Records with interface code

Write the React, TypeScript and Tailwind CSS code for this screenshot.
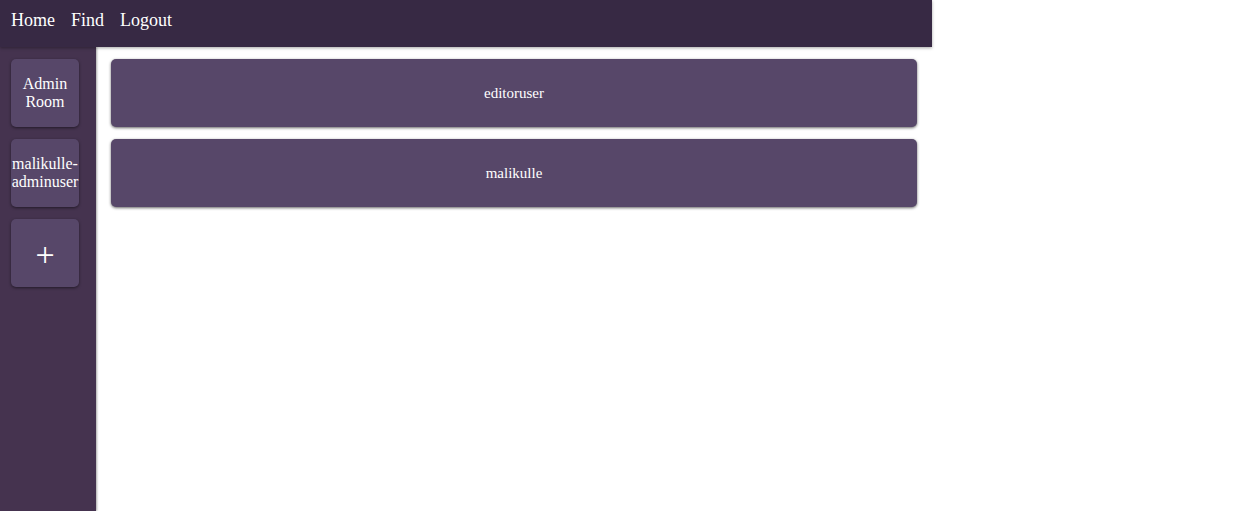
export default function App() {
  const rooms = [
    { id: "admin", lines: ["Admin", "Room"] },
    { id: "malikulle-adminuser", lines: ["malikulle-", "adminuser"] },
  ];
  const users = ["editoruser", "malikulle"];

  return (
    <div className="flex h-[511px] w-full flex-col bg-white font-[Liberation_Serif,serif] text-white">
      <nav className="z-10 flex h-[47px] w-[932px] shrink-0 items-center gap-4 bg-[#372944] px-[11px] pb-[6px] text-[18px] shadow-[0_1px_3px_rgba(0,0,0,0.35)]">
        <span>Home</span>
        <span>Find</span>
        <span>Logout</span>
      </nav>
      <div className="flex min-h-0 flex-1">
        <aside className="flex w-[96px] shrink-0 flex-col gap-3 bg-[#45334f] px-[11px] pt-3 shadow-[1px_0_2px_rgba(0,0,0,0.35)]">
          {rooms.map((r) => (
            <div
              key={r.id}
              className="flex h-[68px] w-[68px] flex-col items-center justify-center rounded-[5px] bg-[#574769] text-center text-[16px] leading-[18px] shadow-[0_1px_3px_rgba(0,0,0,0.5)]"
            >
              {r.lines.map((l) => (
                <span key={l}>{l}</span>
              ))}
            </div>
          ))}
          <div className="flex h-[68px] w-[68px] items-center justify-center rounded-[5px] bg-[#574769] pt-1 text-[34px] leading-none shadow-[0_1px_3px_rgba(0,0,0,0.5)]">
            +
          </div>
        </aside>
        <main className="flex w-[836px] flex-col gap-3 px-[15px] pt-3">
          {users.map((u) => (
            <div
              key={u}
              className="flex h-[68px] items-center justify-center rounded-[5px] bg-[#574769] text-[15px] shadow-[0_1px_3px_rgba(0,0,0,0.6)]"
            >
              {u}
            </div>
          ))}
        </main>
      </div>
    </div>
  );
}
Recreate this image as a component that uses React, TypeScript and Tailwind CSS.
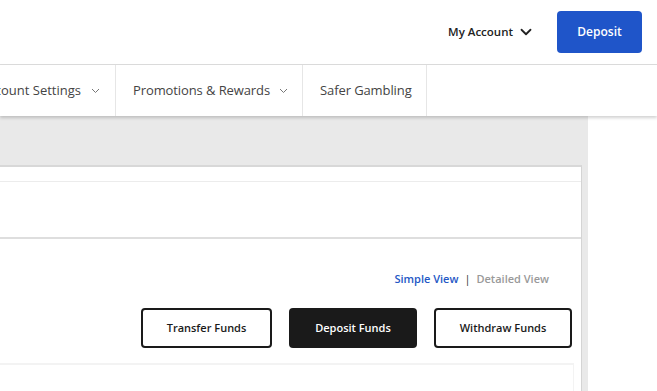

OBJECTIVE: From the data, collect all lines where the string "React" appears.

ANSWER TO THIS PROBLEM:
Write the React, TypeScript and Tailwind CSS code for this screenshot.
Recreate this image as a component that uses React, TypeScript and Tailwind CSS.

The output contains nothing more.